Mix the lamb and beef immediately before grilling preferably. Pack the meat into four patties. Give each patty a decent dash of salt and ground black pepper. Give each patty a healthy (but not generous) sprinkling with smoked ground paprika. This next part is pivotal: Freshly grate some cheddar cheese into a bowl. I know it’s a pain in the butt, but it makes all the difference in the world. Spray both sides with a cooking spray and throw it on the grill with about medium heat. Grill as long as you see necessary, but eight to ten minutes should be fine, flipping as necessary. Thirty seconds to a minute before you’re ready to pull your burgers, drop some of that grated cheddar cheese on your burgers. If requested, you might want to drop the buns face down on the grilling surface. Close your lid and wait. Then serve with a sesame seed or diced onion bun with condiments if you want, but these burgers should be good without. Enjoy the flavors of the bun, meat mixture, spices, oils, and cheese.

1cgb
on Sep 30, 2009 at 4:21 pm:
That’s what she said.
2Tully
on Sep 30, 2009 at 5:18 pm:
One small tip that I’ve found when cooking burgers or steaks: Find a brick or a fist-sized rock. You can clean this fucker off if you want, but it isn’t necessary (unless it has lots of dirt and mud on it). Wrap the entire thing in tin-foil, and make sure to wrap it well so no part of the dirty rock or brick are touching your food. After you sear the outside of the meat (2 minutes or so on high heat), place the foil-wrapped brick or stone on the top of your meat. The added weight to the meat makes the grill marks deepen, and this makes the meat much tastier (in my opinion.) Plus it’ll make your meat look like that shit you see on TV and in movies (if good looking food is your thing). When you need to flip your meat, use a hot pad or glove to take the rock off momentarily, then place it back on when the meat is turned.

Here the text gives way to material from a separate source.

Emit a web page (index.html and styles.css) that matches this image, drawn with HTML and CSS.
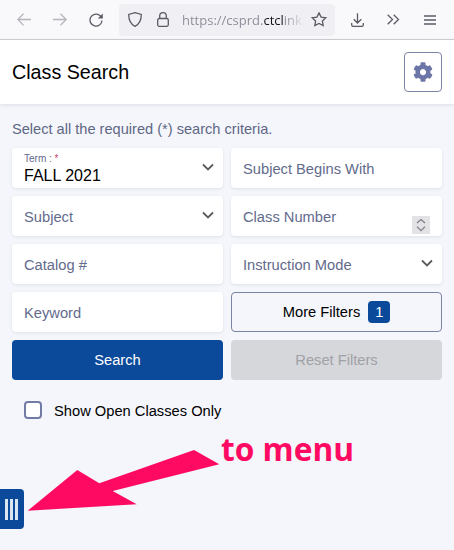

It sounds elementary, but the deeper grill marks and cauterized meat make it tastier than it would have been normally.
3Jon
on Sep 30, 2009 at 6:02 pm:
Liquid smoke is the worst thing in the world.
Agree with most everything else. Charcoal is king for your own, home bound grill.
Pork steaks are god’s gift to the world.
4Clem
on Sep 30, 2009 at 7:15 pm:
I have the roadtrip grill and, aside from the constant post gameday cleaning, it is a pretty sweet little grill. Consistent heat across both butane burners and a decent grilling space. Being that it uses the small coleman camping butane tanks, it is an overall portable grill system. It also is pretty good on fuel management, one tank lasts us (about 8 people) a pretty good amount of the season when we make every game. Stand design also makes it pretty stable when standing up.
5Willy Mac
on Sep 30, 2009 at 8:15 pm:
If my Weber ever shits the bed on me to the point I can’t fix it, you can bet I’m getting that Coleman I mentioned.
6Willy Mac
on Oct 1, 2009 at 9:07 am:
I’ve also substituted beef for elk and lamb for elk sausage in that recipe. I’m assuming you could do that with any game and have it come out great. I’d like to try that with deer.
7TigerSACK
on Oct 1, 2009 at 9:07 am:
Burger Bacon Dogs were a huge hit at my tailgate this past weekend vs. TCU. It is a heart attack waiting to happen.
8flaact
on Oct 1, 2009 at 9:57 am:
At 125 bucks, the grooler is definitely a rip off, however, the tailgate companion thing they’re selling for 5 bucks is pretty cool. I mean, who doesn’t want their dog to carry their beer, spatula, condiments, and md 20/20?
9The Human Cow
on Oct 1, 2009 at 10:10 am:
I have that cheap Uniflame grill, and it’s been perfect so far this season. Starts right up, cooks delicious brats and burgers, hoses clean. It’s hard to beat for $35.
10The Gurgling Cod
on Oct 1, 2009 at 12:12 pm:
Another idea:
http://thegurglingcod.typepad.com/thegurglingcod/2005/09/belichick_short.html
11Sharp
on Oct 1, 2009 at 3:14 pm:
We have the Coleman Roadtrip grill and it works great for our crowd. We never have more than 25 to 30 so as long as your group isn’t enormous, you can handle everyone’s food in a couple rounds of cooking. It works well with pots and pans and trying to fry sausage in the mornings too.
12Ira Mann
on Oct 10, 2009 at 1:09 am:
Keep your exotic meats, for me it’s a Ribeye 90% of the time and a Porterhouse the rest. Nothing fancy, but definitely NO liquid smoke. Good Post.
13Willy Mac
on Jun 27, 2010 at 8:47 am:
@13 – I like the way you’re thinking right now Jack.
14Chili
on Jun 27, 2010 at 6:24 pm:
He’s thinking spam, buddy.
15Willy Mac
on Jun 28, 2010 at 6:37 am:
@14 – No shit sherlock, I’m the one that de-linked it.
16Chili
on Jun 28, 2010 at 9:45 am:
@15 No need for the attitude, I understand you delinked him, but you still earnestly responded to the text the bot typed, and that is what I was addressing, pal.
17Willy Mac
on Jun 28, 2010 at 10:17 am:
Hey pal, you wanna take this outside?